Happily, this is not a work of hagiography. Although the author was personally acquainted with his subject, Gutiérrez takes care to discuss López Tijerina's personal failures and struggles. In the ninth chapter, as well as occasionally throughout the book, the author addresses issues of mental health, demonstrating points at which such struggles, undiagnosed in the subject's early life, may have affected his ministry for better or worse. This is done without making claims that might tend toward psycho-historiography gone too far. As the field of disability history grows, such examinations of historical figures should become more commonplace, and this work serves as an example of the potential and limits of our scholarly abilities in this area. The author also exposes the moral and ethical failures of his subject and the consequences those had for his first wife and children.

The author's discussion of Pentecostalism, however, could use some expansion. Scholars of Pentecostal history will appreciate that Gutiérrez spends time explaining the rise of the Pentecostal movement in general and the Assemblies of God in particular. More use of the work of Daniel Ramírez and others in building a stronger discussion of borderlands Pentecostalism would have strengthened the sections of this work that address López Tijerina's ministry. In addition, the volume could have used a further examination of the ways in which López Tijerina's theology was distinctly connected to the theology promoted in the Assemblies of God bible college. There is some discussion of glossolalia; nevertheless, the reader is left wanting to know more about his views on eschatology and how they may have aligned with the broader movement.

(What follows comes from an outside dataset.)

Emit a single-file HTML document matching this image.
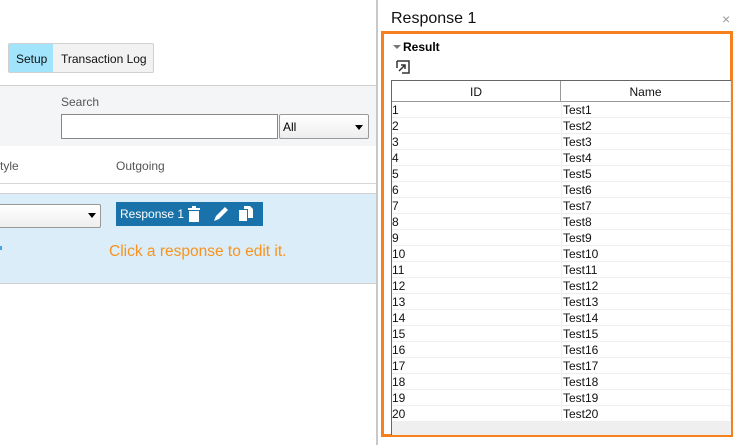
<!DOCTYPE html>
<html><head><style>
body{margin:0;width:739px;height:445px;position:relative;overflow:hidden;background:#fff;font-family:"Segoe UI","Liberation Sans",sans-serif;}
.a{position:absolute;}
.t{font-size:12px;}
table{border-collapse:collapse;}
.r{display:flex;border-bottom:1px solid #eee;height:15px}
.r span:first-child{width:169px;border-right:1px solid #eee}
.r span+span{padding-left:1px}
</style></head><body>
<div class="a" style="left:8px;top:43px;width:144px;height:28px;border:1px solid #d0d0d0;border-radius:2px;background:#f2f2f2"></div>
<div class="a" style="left:9px;top:44px;width:44px;height:28px;background:#a1e4fb"></div>
<div class="a t" style="left:16px;top:52px;color:#111">Setup</div>
<div class="a t" style="left:61px;top:52px;color:#111">Transaction Log</div>
<div class="a" style="left:0;top:85px;width:377px;height:1px;background:#d0d0d0"></div>
<div class="a" style="left:0;top:86px;width:377px;height:60px;background:#f4f5f7"></div>
<div class="a t" style="left:61px;top:95px;color:#555">Search</div>
<div class="a" style="left:61px;top:114px;width:215px;height:23px;border:1px solid #888;background:#fff"></div>
<div class="a" style="left:279px;top:114px;width:88px;height:23px;border:1px solid #999;border-radius:2px;background:linear-gradient(#fff,#eee)"></div>
<div class="a t" style="left:283px;top:120px;color:#000">All</div>
<div class="a" style="left:355px;top:125px;border-left:4px solid transparent;border-right:4px solid transparent;border-top:5px solid #000"></div>
<div class="a t" style="left:0;top:159px;color:#555">tyle</div>
<div class="a t" style="left:116px;top:159px;color:#555">Outgoing</div>
<div class="a" style="left:0;top:183px;width:377px;height:1px;background:#d8d8d8"></div>
<div class="a" style="left:0;top:193px;width:377px;height:1px;background:#d0d0d0"></div>
<div class="a" style="left:0;top:194px;width:377px;height:89px;background:#dbedf8"></div>
<div class="a" style="left:0;top:283px;width:377px;height:1px;background:#d0d0d0"></div>
<div class="a" style="left:-3px;top:204px;width:102px;height:22px;border:1px solid #999;border-radius:2px;background:linear-gradient(#fff,#eee)"></div>
<div class="a" style="left:88px;top:213px;border-left:4px solid transparent;border-right:4px solid transparent;border-top:5px solid #000"></div>
<div class="a" style="left:116px;top:202px;width:147px;height:24px;background:#1a72aa"></div>
<div class="a t" style="left:120px;top:207px;color:#fff">Response 1</div>
<svg class="a" style="left:186px;top:205px" width="80" height="18">
<rect x="2" y="3" width="12" height="2" fill="#fff"/><rect x="6" y="1" width="4" height="2" fill="#fff"/><rect x="3" y="6" width="10" height="11" fill="#fff"/>
<path d="M28 16l2-5 9-9 3 3-9 9z" fill="#fff"/>
<rect x="53" y="5" width="8" height="11" fill="#fff"/><path d="M58 1h6l3 3v9h-5V4h-4z" fill="#fff"/>
</svg>
<div class="a" style="left:109px;top:243px;font-size:15.5px;color:#f7931e">Click a response to edit it.</div>
<div class="a" style="left:0;top:246px;width:2px;height:4px;background:#4aa3df"></div>
<div class="a" style="left:376px;top:0;width:2px;height:445px;background:#c8c8c8"></div>
<div class="a" style="left:391px;top:10px;font-size:16px;color:#111">Response 1</div>
<div class="a" style="left:722px;top:11px;font-size:14px;color:#999">×</div>
<div class="a" style="left:381px;top:31px;width:346px;height:400px;border:3px solid #f7801e"></div>
<div class="a" style="left:393px;top:45px;border-left:4px solid transparent;border-right:4px solid transparent;border-top:4px solid #777"></div>
<div class="a" style="left:403px;top:40px;font-size:12px;font-weight:bold;color:#000">Result</div>
<svg class="a" style="left:396px;top:60px" width="14" height="14"><path d="M1 1h12v12H6M1 1v7" fill="none" stroke="#333" stroke-width="1.5"/><path d="M3 11l6-6M5 5h4v4" fill="none" stroke="#333" stroke-width="1.5"/></svg>
<div class="a" style="left:391px;top:80px;width:339px;height:354px;background:#efefef;border-left:1px solid #666;border-top:1px solid #666"></div>
<table class="a t" style="left:392px;top:81px;width:338px;color:#111">
<tr style="height:20px;background:#fff"><td style="width:168px;text-align:center;border-right:1px solid #999;border-bottom:1px solid #999;padding:2px 0 0">ID</td><td style="text-align:center;border-bottom:1px solid #999;padding:2px 0 0">Name</td></tr>
</table>
<div class="a t" style="left:392px;top:102px;width:338px;line-height:16px;color:#111;background:#fff">
<div class="r"><span>1</span><span>Test1</span></div>
<div class="r"><span>2</span><span>Test2</span></div>
<div class="r"><span>3</span><span>Test3</span></div>
<div class="r"><span>4</span><span>Test4</span></div>
<div class="r"><span>5</span><span>Test5</span></div>
<div class="r"><span>6</span><span>Test6</span></div>
<div class="r"><span>7</span><span>Test7</span></div>
<div class="r"><span>8</span><span>Test8</span></div>
<div class="r"><span>9</span><span>Test9</span></div>
<div class="r"><span>10</span><span>Test10</span></div>
<div class="r"><span>11</span><span>Test11</span></div>
<div class="r"><span>12</span><span>Test12</span></div>
<div class="r"><span>13</span><span>Test13</span></div>
<div class="r"><span>14</span><span>Test14</span></div>
<div class="r"><span>15</span><span>Test15</span></div>
<div class="r"><span>16</span><span>Test16</span></div>
<div class="r"><span>17</span><span>Test17</span></div>
<div class="r"><span>18</span><span>Test18</span></div>
<div class="r"><span>19</span><span>Test19</span></div>
<div class="r"><span>20</span><span>Test20</span></div>
</div>
</body></html>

The author does offer convincing evidence that many of López Tijerina's apocalyptic ideas are based on the Book of Revelations and were developed in a post-World War II context, but the discussion in the fifth chapter is grounded more in biblical studies than religious history. The discussion of his sermons in the sixth chapter dwells largely on his critiques of the Assemblies of God and other churches as increasingly materialistic and politicized rather than viewing their theology as problematic.

As a final note, this volume may appear encyclopedic in size. However, it contains a lengthy appendix with a reproduction (and translation) of a book of sermons preached by López Tijerina, which he published as a collection in 1955. This is a significant accommodation for scholars of American religion who might want to examine the sermons themselves.